On the open grill behind him, six or seven arepas – cornmeal pockets that can be filled with meat or vegetables – are slowly toasting. He mixes more dough with his hands: corn flour, olive oil, and a little salt.
“The biggest seller is the Spanish omelette,” says Sanchez-Gil, which costs €5.50. There are some people who have been coming in three times a week for them since he opened last year, he says.
The second most popular dish is the cachapa (€11). “It’s probably the only place in Dublin where you can sit down with one,” he says.
The cachapa, unlike the arepa, is made of sweetcorn meal, instead of regular cornmeal, and it’s a lot bigger and flatter, like a pancake, served folded in half, and filled with melted cheese.
He taps the outside of one toasting arepa with a finger. “You have to keep turning it so it gets crispy on the outside,” he says.
“In my case, I like them [arepas] very thin. The first thing is getting the right consistency, then you make a bun, then you’re ready to throw it on the grill,” he says.
“This would be the staple food for many Venezuelans, they would eat it for breakfast, lunch or dinner,” he says, picking up a ball of dough, rolling it into a cylinder, then out into a disc.
“Ideally as round as possible. We make every single one by hand,” he says, placing it on the grill.
An Evolving Menu
Originally from Madrid, Sanchez-Gil has lived in Ireland for almost 20 years, with his wife, Carla de Castro, who works as a fitness instructor.
When the House of Salads opened in 2017, the menu had, well, a lot of salads. They also offered paella and the ever-popular Spanish omelette.
But on the side, Sanchez-Gil and his wife, who is Venezuelan, stated to make arepas and cachapas at festivals. The feedback was good. So he decided to include them on the menu.
Sanchez-Gil invested in some equipment. A family friend of de Castro’s, who has been visiting from Venezuela in the last few weeks, taught him how to perfect his arepas and cachapas, “how they do it there”, he says.
The arepas have to be made and eaten fresh. But the cachapas can be pre-cooked and finished on the grill when the time is right.
He lifts the lid off a pot full of pulled flank steak mixed with pepper, onions, and spices.

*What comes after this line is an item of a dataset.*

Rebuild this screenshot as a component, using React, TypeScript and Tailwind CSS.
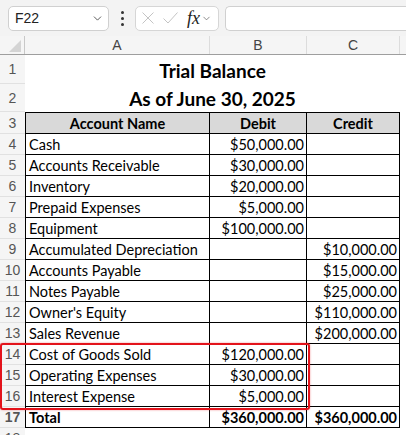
import React from 'react';
import { ChevronDown } from 'lucide-react';

type Row = { n: number; name: string; debit?: string; credit?: string; bold?: boolean };

const rows: Row[] = [
    { n: 4, name: 'Cash', debit: '$50,000.00' },
    { n: 5, name: 'Accounts Receivable', debit: '$30,000.00' },
    { n: 6, name: 'Inventory', debit: '$20,000.00' },
    { n: 7, name: 'Prepaid Expenses', debit: '$5,000.00' },
    { n: 8, name: 'Equipment', debit: '$100,000.00' },
    { n: 9, name: 'Accumulated Depreciation', credit: '$10,000.00' },
    { n: 10, name: 'Accounts Payable', credit: '$15,000.00' },
    { n: 11, name: 'Notes Payable', credit: '$25,000.00' },
    { n: 12, name: "Owner's Equity", credit: '$110,000.00' },
    { n: 13, name: 'Sales Revenue', credit: '$200,000.00' },
    { n: 14, name: 'Cost of Goods Sold', debit: '$120,000.00' },
    { n: 15, name: 'Operating Expenses', debit: '$30,000.00' },
    { n: 16, name: 'Interest Expense', debit: '$5,000.00' },
    { n: 17, name: 'Total', debit: '$360,000.00', credit: '$360,000.00', bold: true },
];

const RowHead: React.FC<{ n: number }> = ({ n }) => (
    <div className="w-[25px] shrink-0 flex items-center justify-center pt-[1px] bg-[#f5f5f5] border-b border-[#e1e1e1] text-[#555] text-[14px] font-['Liberation_Sans',sans-serif]">
        {n}
    </div>
);

const App: React.FC = () => {
    return (
        <div className="w-[406px] h-[435px] overflow-hidden bg-white flex flex-col font-['Lato',sans-serif] text-black">
            {/* formula bar */}
            <div className="h-[36px] shrink-0 bg-[#f3f3f3] flex items-center pl-[8px] gap-[6px]">
                <div className="w-[101px] h-[25px] bg-white border border-[#d0d0d0] rounded-[5px] flex items-center justify-between pl-[6px] pr-[4px]">
                    <span className="text-[14px] text-[#222] font-['Liberation_Sans',sans-serif]">F22</span>
                    <ChevronDown className="w-[13px] h-[13px] text-[#444]" strokeWidth={1.6} />
                </div>
                <div className="w-[14px] flex flex-col items-center gap-[3px]">
                    <span className="w-[3px] h-[3px] rounded-full bg-[#333]" />
                    <span className="w-[3px] h-[3px] rounded-full bg-[#333]" />
                    <span className="w-[3px] h-[3px] rounded-full bg-[#333]" />
                </div>
                <div className="w-[84px] h-[25px] bg-white border border-[#d6d6d6] rounded-[5px] flex items-center pl-[6px]">
                    <svg width="12" height="12" viewBox="0 0 12 12" className="shrink-0">
                        <path d="M0.5 0.5 L11.5 11.5 M11.5 0.5 L0.5 11.5" stroke="#c4c4c4" strokeWidth="1" fill="none" />
                    </svg>
                    <svg width="15" height="12" viewBox="0 0 15 12" className="shrink-0 ml-[9px]">
                        <path d="M0.5 6.5 L5 11 L14.5 0.5" stroke="#c4c4c4" strokeWidth="1" fill="none" />
                    </svg>
                    <span className="ml-[9px] text-[18px] italic font-['Liberation_Serif',serif] text-[#222] leading-none">fx</span>
                    <ChevronDown className="w-[11px] h-[11px] text-[#666] ml-[1px]" strokeWidth={1.6} />
                </div>
                <div className="flex-1 h-[25px] bg-white border border-[#d0d0d0] rounded-l-[5px] border-r-0" />
            </div>

            {/* column headers */}
            <div className="h-[19px] shrink-0 flex bg-[#f5f5f5] border-b border-[#9e9e9e] text-[14px] text-[#444] font-['Liberation_Sans',sans-serif]">
                <div className="w-[25px] shrink-0 border-r border-[#c8c8c8] relative">
                    <svg className="absolute right-[3px] bottom-[2px]" width="12" height="12" viewBox="0 0 12 12">
                        <polygon points="12,0 12,12 0,12" fill="#d4d4d4" />
                    </svg>
                </div>
                <div className="w-[185px] shrink-0 flex items-center justify-center border-r border-[#dcdcdc]">A</div>
                <div className="w-[97px] shrink-0 flex items-center justify-center border-r border-[#dcdcdc]">B</div>
                <div className="w-[93px] shrink-0 flex items-center justify-center border-r border-[#dcdcdc]">C</div>
                <div className="flex-1" />
            </div>

            {/* sheet */}
            <div className="relative flex-1 flex flex-col">
                <div className="h-[29px] shrink-0 flex">
                    <RowHead n={1} />
                    <div className="w-[375px] flex items-end justify-center pb-[1px] text-[19px] leading-[24px] font-bold">Trial Balance</div>
                </div>
                <div className="h-[28px] shrink-0 flex">
                    <RowHead n={2} />
                    <div className="w-[375px] flex items-end justify-center pb-[1px] text-[19px] leading-[24px] font-bold">As of June 30, 2025</div>
                </div>
                <div className="h-[22px] shrink-0 flex">
                    <RowHead n={3} />
                    <div className="w-[185px] shrink-0 bg-[#d9d9d9] border border-black flex items-center justify-center pt-[2px] text-[14.5px] font-bold">Account Name</div>
                    <div className="w-[97px] shrink-0 bg-[#d9d9d9] border-y border-r border-black flex items-center justify-center pt-[2px] text-[14.5px] font-bold">Debit</div>
                    <div className="w-[93px] shrink-0 bg-[#d9d9d9] border-y border-r border-black flex items-center justify-center pt-[2px] text-[14.5px] font-bold">Credit</div>
                </div>
                {rows.map((r) => (
                    <div key={r.n} className={`h-[21px] shrink-0 flex text-[14.5px] ${r.bold ? 'font-bold' : ''}`}>
                        <RowHead n={r.n} />
                        <div className="w-[185px] shrink-0 border-x border-b border-black flex items-center pt-[2px] pl-[3px] whitespace-nowrap">{r.name}</div>
                        <div className="w-[97px] shrink-0 border-r border-b border-black flex items-center justify-end pt-[2px] pr-[2px] whitespace-nowrap">{r.debit}</div>
                        <div className="w-[93px] shrink-0 border-r border-b border-black flex items-center justify-end pt-[2px] pr-[2px] whitespace-nowrap">{r.credit}</div>
                    </div>
                ))}
                <div className="h-[21px] shrink-0 flex">
                    <RowHead n={18} />
                </div>

                {/* highlight */}
                <div className="absolute left-0 top-[288px] w-[310px] h-[67px] border-2 border-[#e3131b] rounded-[3px] shadow-[0_0_2px_rgba(227,19,27,0.5)] pointer-events-none" />
            </div>
        </div>
    );
};

export default App;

Fillings for the arepas are slow-cooked, whether it’s steak, pulled chicken, or mushrooms, and he likes to make sure the vegetables are caramelised first. (The arepas cost between €6 and €8.)
He might make more reselling croissants at hiked up prices, he says. But he wants people to come and learn to eat this.

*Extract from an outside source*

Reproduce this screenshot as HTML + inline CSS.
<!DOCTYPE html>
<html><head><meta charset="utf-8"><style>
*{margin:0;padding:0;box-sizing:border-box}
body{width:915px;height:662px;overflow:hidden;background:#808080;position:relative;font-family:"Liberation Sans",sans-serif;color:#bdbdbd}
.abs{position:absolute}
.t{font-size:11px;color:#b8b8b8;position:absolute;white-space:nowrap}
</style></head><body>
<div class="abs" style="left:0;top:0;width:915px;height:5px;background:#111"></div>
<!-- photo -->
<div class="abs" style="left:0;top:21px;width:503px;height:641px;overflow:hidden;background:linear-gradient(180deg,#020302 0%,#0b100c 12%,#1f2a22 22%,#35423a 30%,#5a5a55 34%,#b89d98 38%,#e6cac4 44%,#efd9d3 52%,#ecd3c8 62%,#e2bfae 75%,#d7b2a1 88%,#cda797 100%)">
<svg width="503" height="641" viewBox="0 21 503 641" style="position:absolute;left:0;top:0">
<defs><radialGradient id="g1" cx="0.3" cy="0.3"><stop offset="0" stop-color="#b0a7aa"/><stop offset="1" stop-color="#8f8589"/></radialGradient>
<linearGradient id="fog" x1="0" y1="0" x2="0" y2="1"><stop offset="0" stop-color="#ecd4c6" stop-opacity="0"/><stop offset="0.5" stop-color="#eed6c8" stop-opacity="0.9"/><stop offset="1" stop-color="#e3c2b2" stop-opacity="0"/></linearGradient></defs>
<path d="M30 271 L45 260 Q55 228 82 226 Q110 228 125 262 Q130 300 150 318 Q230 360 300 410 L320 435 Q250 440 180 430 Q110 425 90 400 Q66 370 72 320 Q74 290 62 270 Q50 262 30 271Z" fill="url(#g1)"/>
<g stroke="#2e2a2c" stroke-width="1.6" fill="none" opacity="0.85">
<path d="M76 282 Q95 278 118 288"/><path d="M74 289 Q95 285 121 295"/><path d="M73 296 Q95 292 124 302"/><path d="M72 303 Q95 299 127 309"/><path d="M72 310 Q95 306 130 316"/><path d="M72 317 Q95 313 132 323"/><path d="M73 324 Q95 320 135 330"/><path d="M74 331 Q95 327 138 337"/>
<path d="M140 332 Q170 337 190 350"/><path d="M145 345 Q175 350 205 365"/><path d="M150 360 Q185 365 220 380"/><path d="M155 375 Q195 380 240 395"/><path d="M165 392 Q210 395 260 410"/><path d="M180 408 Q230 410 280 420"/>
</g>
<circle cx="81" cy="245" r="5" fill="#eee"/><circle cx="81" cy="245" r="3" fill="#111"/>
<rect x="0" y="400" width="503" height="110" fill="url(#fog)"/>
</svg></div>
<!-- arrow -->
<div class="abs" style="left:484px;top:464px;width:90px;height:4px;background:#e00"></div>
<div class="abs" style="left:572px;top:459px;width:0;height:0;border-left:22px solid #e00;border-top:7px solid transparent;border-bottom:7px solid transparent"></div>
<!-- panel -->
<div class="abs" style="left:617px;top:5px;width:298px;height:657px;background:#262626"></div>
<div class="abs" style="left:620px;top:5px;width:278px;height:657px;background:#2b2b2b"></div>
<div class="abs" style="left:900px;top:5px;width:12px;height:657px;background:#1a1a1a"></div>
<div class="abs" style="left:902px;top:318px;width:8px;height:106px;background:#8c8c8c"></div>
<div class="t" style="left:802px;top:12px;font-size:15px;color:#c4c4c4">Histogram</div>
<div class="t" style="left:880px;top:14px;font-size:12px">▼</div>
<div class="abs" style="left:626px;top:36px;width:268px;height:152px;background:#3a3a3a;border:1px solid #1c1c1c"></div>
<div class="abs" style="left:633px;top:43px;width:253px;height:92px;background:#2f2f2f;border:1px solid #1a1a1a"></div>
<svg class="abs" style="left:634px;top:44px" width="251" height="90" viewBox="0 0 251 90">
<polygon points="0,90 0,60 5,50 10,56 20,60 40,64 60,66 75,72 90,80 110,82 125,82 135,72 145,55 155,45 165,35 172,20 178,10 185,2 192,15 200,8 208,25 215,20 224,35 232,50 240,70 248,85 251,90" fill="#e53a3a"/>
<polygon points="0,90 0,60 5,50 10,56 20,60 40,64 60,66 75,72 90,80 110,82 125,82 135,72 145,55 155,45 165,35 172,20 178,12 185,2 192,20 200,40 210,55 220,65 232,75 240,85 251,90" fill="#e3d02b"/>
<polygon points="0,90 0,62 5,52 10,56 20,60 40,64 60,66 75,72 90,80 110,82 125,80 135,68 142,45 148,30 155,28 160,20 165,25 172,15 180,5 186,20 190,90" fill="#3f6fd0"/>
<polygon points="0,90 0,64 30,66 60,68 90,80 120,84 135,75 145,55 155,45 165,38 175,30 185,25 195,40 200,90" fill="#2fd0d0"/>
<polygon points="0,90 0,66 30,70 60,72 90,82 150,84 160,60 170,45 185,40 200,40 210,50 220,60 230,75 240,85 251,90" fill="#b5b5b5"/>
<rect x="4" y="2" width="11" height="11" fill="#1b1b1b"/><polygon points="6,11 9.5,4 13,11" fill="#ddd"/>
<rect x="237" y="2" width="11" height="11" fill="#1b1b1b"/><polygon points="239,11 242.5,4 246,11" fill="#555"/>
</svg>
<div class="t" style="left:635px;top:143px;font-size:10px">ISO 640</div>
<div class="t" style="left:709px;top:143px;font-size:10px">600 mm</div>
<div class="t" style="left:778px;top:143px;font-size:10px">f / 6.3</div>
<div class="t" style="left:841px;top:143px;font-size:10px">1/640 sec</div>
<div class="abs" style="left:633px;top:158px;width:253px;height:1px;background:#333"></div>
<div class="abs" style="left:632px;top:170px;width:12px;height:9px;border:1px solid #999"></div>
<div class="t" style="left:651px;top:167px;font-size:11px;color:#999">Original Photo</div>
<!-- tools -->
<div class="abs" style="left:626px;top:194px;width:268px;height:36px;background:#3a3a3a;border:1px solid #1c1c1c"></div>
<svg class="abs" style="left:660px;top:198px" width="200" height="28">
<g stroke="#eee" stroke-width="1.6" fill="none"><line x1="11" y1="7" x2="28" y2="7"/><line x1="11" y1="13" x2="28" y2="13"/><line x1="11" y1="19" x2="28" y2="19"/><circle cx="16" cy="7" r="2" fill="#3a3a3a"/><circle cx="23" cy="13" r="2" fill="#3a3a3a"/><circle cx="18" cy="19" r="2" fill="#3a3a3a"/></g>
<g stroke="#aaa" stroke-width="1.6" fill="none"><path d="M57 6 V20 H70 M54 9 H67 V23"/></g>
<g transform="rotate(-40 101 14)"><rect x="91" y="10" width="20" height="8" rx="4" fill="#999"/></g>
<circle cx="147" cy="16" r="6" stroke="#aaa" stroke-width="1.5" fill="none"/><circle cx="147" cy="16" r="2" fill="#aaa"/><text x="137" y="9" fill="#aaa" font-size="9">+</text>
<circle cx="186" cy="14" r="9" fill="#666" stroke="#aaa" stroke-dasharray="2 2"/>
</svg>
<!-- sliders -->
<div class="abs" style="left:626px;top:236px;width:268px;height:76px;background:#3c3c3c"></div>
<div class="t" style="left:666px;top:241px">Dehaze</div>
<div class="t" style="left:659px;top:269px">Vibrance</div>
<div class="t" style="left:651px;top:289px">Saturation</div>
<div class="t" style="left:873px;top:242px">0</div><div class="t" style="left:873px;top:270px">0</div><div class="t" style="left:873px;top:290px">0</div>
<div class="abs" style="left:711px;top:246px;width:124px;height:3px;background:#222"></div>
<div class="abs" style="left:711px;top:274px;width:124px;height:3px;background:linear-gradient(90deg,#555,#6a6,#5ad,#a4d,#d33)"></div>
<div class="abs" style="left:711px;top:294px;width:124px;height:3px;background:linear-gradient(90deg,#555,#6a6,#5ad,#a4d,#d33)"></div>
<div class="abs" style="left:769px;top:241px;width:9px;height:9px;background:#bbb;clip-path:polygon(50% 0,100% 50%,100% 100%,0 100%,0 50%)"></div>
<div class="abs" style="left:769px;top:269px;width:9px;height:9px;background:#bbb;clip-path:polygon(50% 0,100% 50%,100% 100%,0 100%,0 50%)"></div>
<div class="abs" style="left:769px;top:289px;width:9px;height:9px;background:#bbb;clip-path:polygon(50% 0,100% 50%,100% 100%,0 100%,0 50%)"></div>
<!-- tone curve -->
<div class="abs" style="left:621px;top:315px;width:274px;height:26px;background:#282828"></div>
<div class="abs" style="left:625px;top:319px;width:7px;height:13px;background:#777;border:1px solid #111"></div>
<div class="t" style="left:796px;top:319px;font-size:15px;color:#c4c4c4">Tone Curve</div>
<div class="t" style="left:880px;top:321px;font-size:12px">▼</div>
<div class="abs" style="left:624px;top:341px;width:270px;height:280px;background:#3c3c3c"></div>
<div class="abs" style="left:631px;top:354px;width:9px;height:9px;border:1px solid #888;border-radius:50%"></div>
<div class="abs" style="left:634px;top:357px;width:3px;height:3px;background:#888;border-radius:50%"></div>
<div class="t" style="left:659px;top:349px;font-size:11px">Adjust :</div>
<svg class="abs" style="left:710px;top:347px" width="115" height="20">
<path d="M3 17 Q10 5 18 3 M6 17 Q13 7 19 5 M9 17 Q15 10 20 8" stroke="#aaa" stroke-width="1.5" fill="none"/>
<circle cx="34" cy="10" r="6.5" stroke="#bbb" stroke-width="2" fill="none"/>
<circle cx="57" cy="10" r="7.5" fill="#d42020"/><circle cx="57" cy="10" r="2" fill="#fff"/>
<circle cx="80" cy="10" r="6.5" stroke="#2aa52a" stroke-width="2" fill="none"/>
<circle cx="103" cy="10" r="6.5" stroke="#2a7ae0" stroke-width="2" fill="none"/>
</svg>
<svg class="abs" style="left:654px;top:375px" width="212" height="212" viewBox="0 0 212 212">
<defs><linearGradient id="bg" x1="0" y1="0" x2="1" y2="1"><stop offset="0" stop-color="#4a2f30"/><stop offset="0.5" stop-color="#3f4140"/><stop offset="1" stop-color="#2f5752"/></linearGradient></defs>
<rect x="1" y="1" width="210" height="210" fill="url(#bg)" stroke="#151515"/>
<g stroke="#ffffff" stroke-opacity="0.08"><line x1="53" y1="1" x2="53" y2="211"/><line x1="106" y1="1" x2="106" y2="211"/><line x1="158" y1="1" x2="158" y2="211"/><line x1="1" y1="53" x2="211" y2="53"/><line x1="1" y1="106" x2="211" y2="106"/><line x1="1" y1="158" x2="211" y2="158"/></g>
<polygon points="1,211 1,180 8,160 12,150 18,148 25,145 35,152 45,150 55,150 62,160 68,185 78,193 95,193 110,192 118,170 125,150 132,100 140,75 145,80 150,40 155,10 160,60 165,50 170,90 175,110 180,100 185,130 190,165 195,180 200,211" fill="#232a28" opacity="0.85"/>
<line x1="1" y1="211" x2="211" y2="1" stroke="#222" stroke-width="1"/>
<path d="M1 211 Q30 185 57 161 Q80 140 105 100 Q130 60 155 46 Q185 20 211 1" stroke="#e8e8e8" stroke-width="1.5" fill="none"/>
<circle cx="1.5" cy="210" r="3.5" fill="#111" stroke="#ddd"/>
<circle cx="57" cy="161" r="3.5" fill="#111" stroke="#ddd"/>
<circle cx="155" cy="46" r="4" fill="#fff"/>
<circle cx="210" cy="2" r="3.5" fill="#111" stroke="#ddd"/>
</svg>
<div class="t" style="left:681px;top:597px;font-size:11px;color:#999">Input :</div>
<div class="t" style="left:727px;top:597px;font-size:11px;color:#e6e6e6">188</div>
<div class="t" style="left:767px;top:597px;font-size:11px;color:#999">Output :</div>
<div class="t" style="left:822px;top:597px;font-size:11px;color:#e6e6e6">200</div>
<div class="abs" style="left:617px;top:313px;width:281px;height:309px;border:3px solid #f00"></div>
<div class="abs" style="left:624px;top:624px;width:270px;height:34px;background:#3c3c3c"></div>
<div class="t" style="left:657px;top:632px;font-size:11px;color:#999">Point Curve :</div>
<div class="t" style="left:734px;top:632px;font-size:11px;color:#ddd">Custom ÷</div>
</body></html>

Back in Spain, he used to work on the “bird council” and says he learned to value meat properly after having to shoot so many birds on the job. “It made me appreciate what eating meat means.”

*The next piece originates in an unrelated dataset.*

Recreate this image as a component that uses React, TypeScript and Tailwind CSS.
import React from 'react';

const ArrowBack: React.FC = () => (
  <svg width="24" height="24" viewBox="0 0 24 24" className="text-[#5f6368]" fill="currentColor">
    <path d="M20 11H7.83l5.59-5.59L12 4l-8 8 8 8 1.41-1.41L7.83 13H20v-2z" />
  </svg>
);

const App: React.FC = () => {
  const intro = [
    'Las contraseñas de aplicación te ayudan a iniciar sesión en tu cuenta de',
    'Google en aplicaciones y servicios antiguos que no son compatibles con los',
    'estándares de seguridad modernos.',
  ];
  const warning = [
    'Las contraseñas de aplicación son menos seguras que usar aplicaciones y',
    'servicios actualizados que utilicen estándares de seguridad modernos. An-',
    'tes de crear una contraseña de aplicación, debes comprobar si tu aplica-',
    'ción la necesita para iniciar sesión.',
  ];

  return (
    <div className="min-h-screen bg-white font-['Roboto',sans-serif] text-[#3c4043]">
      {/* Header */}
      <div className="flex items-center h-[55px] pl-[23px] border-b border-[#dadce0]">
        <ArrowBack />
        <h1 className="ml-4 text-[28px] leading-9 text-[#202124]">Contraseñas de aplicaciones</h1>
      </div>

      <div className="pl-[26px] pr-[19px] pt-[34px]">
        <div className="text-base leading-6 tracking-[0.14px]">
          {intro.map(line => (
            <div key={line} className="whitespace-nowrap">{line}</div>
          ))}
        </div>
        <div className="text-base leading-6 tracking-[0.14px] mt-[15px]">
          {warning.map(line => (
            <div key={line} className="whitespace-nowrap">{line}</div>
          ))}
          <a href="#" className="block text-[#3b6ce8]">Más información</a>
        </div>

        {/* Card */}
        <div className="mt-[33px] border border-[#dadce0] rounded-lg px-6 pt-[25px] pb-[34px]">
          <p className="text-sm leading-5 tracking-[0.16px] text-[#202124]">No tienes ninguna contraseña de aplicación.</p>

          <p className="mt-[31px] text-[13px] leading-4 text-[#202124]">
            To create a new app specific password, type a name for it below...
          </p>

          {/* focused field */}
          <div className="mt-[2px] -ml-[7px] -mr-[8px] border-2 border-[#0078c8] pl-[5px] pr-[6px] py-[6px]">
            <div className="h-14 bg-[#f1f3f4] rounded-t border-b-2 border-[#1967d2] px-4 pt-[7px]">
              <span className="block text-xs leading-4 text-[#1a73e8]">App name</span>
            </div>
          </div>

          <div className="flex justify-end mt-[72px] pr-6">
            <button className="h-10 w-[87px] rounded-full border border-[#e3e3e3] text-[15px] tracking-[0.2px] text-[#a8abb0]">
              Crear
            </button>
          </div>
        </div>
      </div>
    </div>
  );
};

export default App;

As lunchtime nears, customers start to trickle in. Many speak Spanish to Sanchez-Gil as he starts to take out bowls of corn, peppers, and leaves.
He cuts open an arepa, releasing a plume of steam, and spreads some butter on the inside before filling it with pulled steak and serving it with salad to his waiting customer.
The arepa is firm to touch and cracks on contact with cutlery. The mushroom filling is slow-cooked in garlic, herbs and a little whiskey or vodka.
There’s a sweet moment, when the juices soak into the soft inside of the arepa, and the outside stays crisp.
Another customer comes and places a big order for a bit of everything. He jokes that his mates at work complain he never brings them any back.
Stephen McMahon works in a school nearby and he’s been coming to the cafe since it opened. The place attracts regulars.
“It’s like being in Juan’s kitchen. It’s not like a commercial experience,” he says. “When I come in, with the music, the smells, the decor, it’s like a little holiday. There’s more to it than just food.”
McMahon’s favourite is the cachapa, which Sanchez-Gil warms on the grill and serves with a Venezuelan cheese called sabanero. It’s a mild flavour, less salty than feta and more melty.
“Cachapas I could have every day. They’re kind of sweet, and with a fried egg on top. It’s the best breakfast in Dublin,” says McMahon.
For now, the café opens for lunch 12pm to 3pm, Monday to Saturday, and Thursday to Saturday for dinner.
Sanchez-Gil is in the second year of a nutrition course, so it’s tough for him to run the café on the side, with no other staff.
Just Add Beer
Before he opened The House of Salads, Sanchez-Gil’s dream was to open a micro-brewery.
He couldn’t muster the investment, though, so he opened a restaurant instead. It was expensive, but he managed.
“Once we get more money, I will have people who can work with me,” he says.
Then, hopefully, the micro-brewery, he says. “I think beer will go fantastically well with this type of food.”
For now, The House of Salads sells a selections of Spanish wines too. In September, Sanchez-Gil hopes to get a beer licence, so he can start to make and sell his own beer.
Days vary but business is generally solid. “Sometimes we can’t cope with demand,” he says.
But he wants to build slowly and keep it consistent. “The competition is huge, it’s important to stay aware,” he says. So he listens to his customers.
He wipes down the counter tops and sways subtly to the music.
He loves salsa and reggae, but will put on French music for French customers, and Venezuelan music for Venezuelans, he says – just to make them feel at home.